Growing geopolitical tensions and freight cost volatility are driving a shift from global just-in-time models to regional supply networks. Engineering firms are establishing production hubs closer to end markets, shortening lead times and reducing exposure to long-distance disruptions. For example, aerospace companies are building supplier clusters in North America and Southeast Asia rather than relying solely on European sources.

Circular Supply Chains and Sustainability

Environmental regulations and client demands are pushing engineering firms to incorporate recycled materials, remanufacturing, and closed-loop systems. These circular supply chains require new capabilities for reverse logistics, material recovery, and supplier certification. Resilience and sustainability often align: using local recycled steel reduces both carbon footprint and dependency on volatile primary commodity markets.
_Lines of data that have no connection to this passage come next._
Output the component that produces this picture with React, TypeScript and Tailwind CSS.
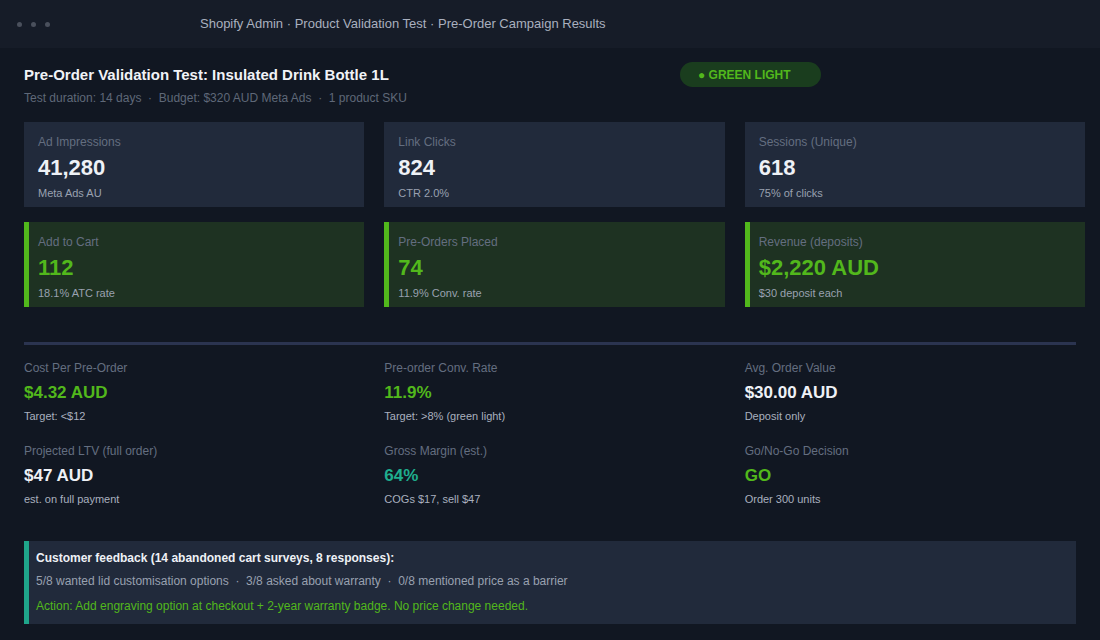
export default function App() {
  const f = { fontFamily: '"Liberation Sans", Arial, sans-serif' };
  const top = [
    ["Ad Impressions", "41,280", "Meta Ads AU"],
    ["Link Clicks", "824", "CTR 2.0%"],
    ["Sessions (Unique)", "618", "75% of clicks"],
  ];
  const green = [
    ["Add to Cart", "112", "18.1% ATC rate"],
    ["Pre-Orders Placed", "74", "11.9% Conv. rate"],
    ["Revenue (deposits)", "$2,220 AUD", "$30 deposit each"],
  ];
  const stats: [string, string, string, string][] = [
    ["Cost Per Pre-Order", "$4.32 AUD", "Target: <$12", "text-[#52b81c]"],
    ["Pre-order Conv. Rate", "11.9%", "Target: >8% (green light)", "text-[#52b81c]"],
    ["Avg. Order Value", "$30.00 AUD", "Deposit only", "text-[#eef1f6]"],
    ["Projected LTV (full order)", "$47 AUD", "est. on full payment", "text-[#eef1f6]"],
    ["Gross Margin (est.)", "64%", "COGs $17, sell $47", "text-[#1fae8e]"],
    ["Go/No-Go Decision", "GO", "Order 300 units", "text-[#52b81c]"],
  ];
  return (
    <div style={f} className="w-[1100px] h-[640px] bg-[#111722] overflow-hidden">
      <div className="h-[48px] bg-[#161c28] flex items-center">
        <div className="flex gap-[9px] pl-[17px] w-[200px]">
          <span className="w-[5px] h-[5px] rounded-full bg-[#4a505c]" />
          <span className="w-[5px] h-[5px] rounded-full bg-[#4a505c]" />
          <span className="w-[5px] h-[5px] rounded-full bg-[#4a505c]" />
        </div>
        <div className="text-[13px] text-[#a9b0bf]">Shopify Admin · Product Validation Test · Pre-Order Campaign Results</div>
      </div>
      <div className="px-6 pt-[14px]">
        <div className="flex">
          <div className="w-[656px]">
            <div className="text-[15px] font-bold text-[#f1f3f7] mt-[4px] leading-[18px]">Pre-Order Validation Test: Insulated Drink Bottle 1L</div>
            <div className="text-[12px] text-[#5f6878] mt-[5px]">Test duration: 14 days &nbsp;·&nbsp; Budget: $320 AUD Meta Ads &nbsp;·&nbsp; 1 product SKU</div>
          </div>
          <div className="w-[141px] h-[25px] rounded-full bg-[#1a3d1e] text-[#52b81c] text-[12px] font-bold flex items-center pl-[18px]">● GREEN LIGHT</div>
        </div>
        <div className="grid grid-cols-3 gap-x-5 gap-y-[15px] w-[1061px] mt-[15px]">
          {top.map(([a, b, c]) => (
            <div key={a} className="h-[85px] bg-[#212a3b] px-[14px] pt-[11px]">
              <div className="text-[12px] text-[#646e80]">{a}</div>
              <div className="text-[22px] font-bold text-[#eef1f6] mt-[4px] leading-[26px]">{b}</div>
              <div className="text-[11px] text-[#99a1b0] mt-[4px]">{c}</div>
            </div>
          ))}
          {green.map(([a, b, c]) => (
            <div key={a} className="h-[85px] bg-[#1e3222] border-l-[5px] border-[#52b81c] pl-[9px] pt-[11px]">
              <div className="text-[12px] text-[#646e80]">{a}</div>
              <div className="text-[22px] font-bold text-[#52b81c] mt-[4px] leading-[26px]">{b}</div>
              <div className="text-[11px] text-[#99a1b0] mt-[4px]">{c}</div>
            </div>
          ))}
        </div>
        <div className="h-[3px] bg-[#2b3450] mt-[35px] w-[1052px]" />
        <div className="grid grid-cols-3 gap-x-5 gap-y-[17px] w-[1061px] mt-[14px]">
          {stats.map(([a, b, c, cl]) => (
            <div key={a}>
              <div className="text-[12px] text-[#646e80]">{a}</div>
              <div className={`text-[17px] font-bold mt-[6px] leading-[20px] ${cl}`}>{b}</div>
              <div className="text-[11px] text-[#a9b0bf] mt-[5px]">{c}</div>
            </div>
          ))}
        </div>
        <div className="mt-[34px] w-[1052px] h-[83px] bg-[#212a3b] border-l-[5px] border-[#1fa58a] pl-[7px] pt-[8px]">
          <div className="text-[12px] font-bold text-[#eef1f6]">Customer feedback (14 abandoned cart surveys, 8 responses):</div>
          <div className="text-[12px] text-[#99a1b0] mt-[5px]">5/8 wanted lid customisation options &nbsp;·&nbsp; 3/8 asked about warranty &nbsp;·&nbsp; 0/8 mentioned price as a barrier</div>
          <div className="text-[12px] text-[#52b81c] mt-[7px]">Action: Add engraving option at checkout + 2-year warranty badge. No price change needed.</div>
        </div>
      </div>
    </div>
  );
}
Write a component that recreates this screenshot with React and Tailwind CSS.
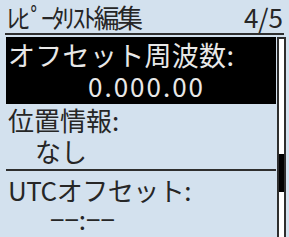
export default function App() {
  return (
    <div
      className="w-[289px] h-[237px] overflow-hidden bg-[#d3e1ee] text-[#262626]"
      style={{ fontFamily: '"Noto Sans CJK JP", "Noto Sans", sans-serif' }}
    >
      {/* Header */}
      <div className="mx-[5px] h-[35px] flex items-end justify-between border-b-2 border-[#2e2e2e]">
        <span className="text-[26px] leading-[32px] pl-[2px] tracking-[-2.5px]">ﾚﾋﾟｰﾀﾘｽﾄ編集</span>
        <span className="text-[26px] leading-[32px] pr-[1px]">4/5</span>
      </div>

      <div className="flex pl-[6px] pt-[2px]">
        {/* List */}
        <div className="w-[270px]">
          <div className="h-[67px] bg-black text-[#e8e8e8] pl-[2px]">
            <div className="text-[27px] leading-[36px] tracking-[0.3px]">オフセット周波数:</div>
            <div className="text-[26px] leading-[26px] pl-[80px] tracking-[2px]">0.000.00</div>
          </div>
          <div className="h-[67px] border-b-2 border-[#2e2e2e] pl-[2px]">
            <div className="text-[26px] leading-[32px]">位置情報:</div>
            <div className="text-[26px] leading-[30px] pl-[27px]">なし</div>
          </div>
          <div className="pl-[2px]">
            <div className="text-[26px] leading-[34px] pt-[2px] tracking-[-0.5px]">UTCオフセット:</div>
            <div className="text-[26px] leading-[24px] pl-[42px]">−−:−−</div>
          </div>
        </div>

        {/* Scrollbar */}
        <div className="ml-[1px] w-[9px] h-[220px] border-2 border-[#2e2e2e] bg-white pt-[115px]">
          <div className="h-[38px] bg-black" />
        </div>
      </div>
    </div>
  );
}
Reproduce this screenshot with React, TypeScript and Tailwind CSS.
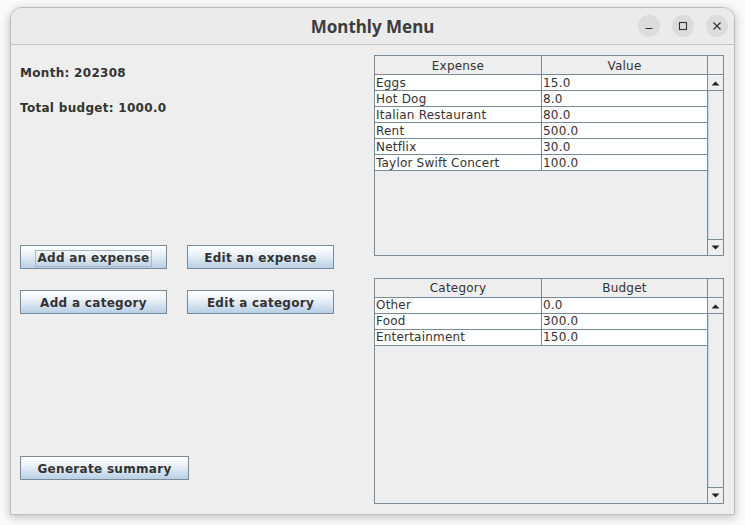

Resilience as a Service (RaaS)

Smaller engineering firms may lack resources for comprehensive resilience programs. Emerging “Resilience as a Service” platforms offer shared risk assessment tools, backup supplier networks, and insurance-linked supply chain hedges. These models lower the barrier to entry for resilience, allowing smaller players to access the same capabilities as industry giants.

Conclusion: Embedding Resilience into Engineering Culture

Developing resilient supply chains for engineering equipment and materials is not a one-time project—it is an organizational capability that must be continuously strengthened. The companies that succeed treat resilience as a strategic priority, backed by investment in technology, data, and relationships. They recognize that disruptions are inevitable, but their impact is not. By proactively building redundancies, visibility, and flexibility, engineering firms can deliver projects on time and within budget, even in an unpredictable world.

The cost of resilience is real, but the cost of fragility is far greater. As supply chain volatility increases, those who invest early will gain a decisive competitive advantage.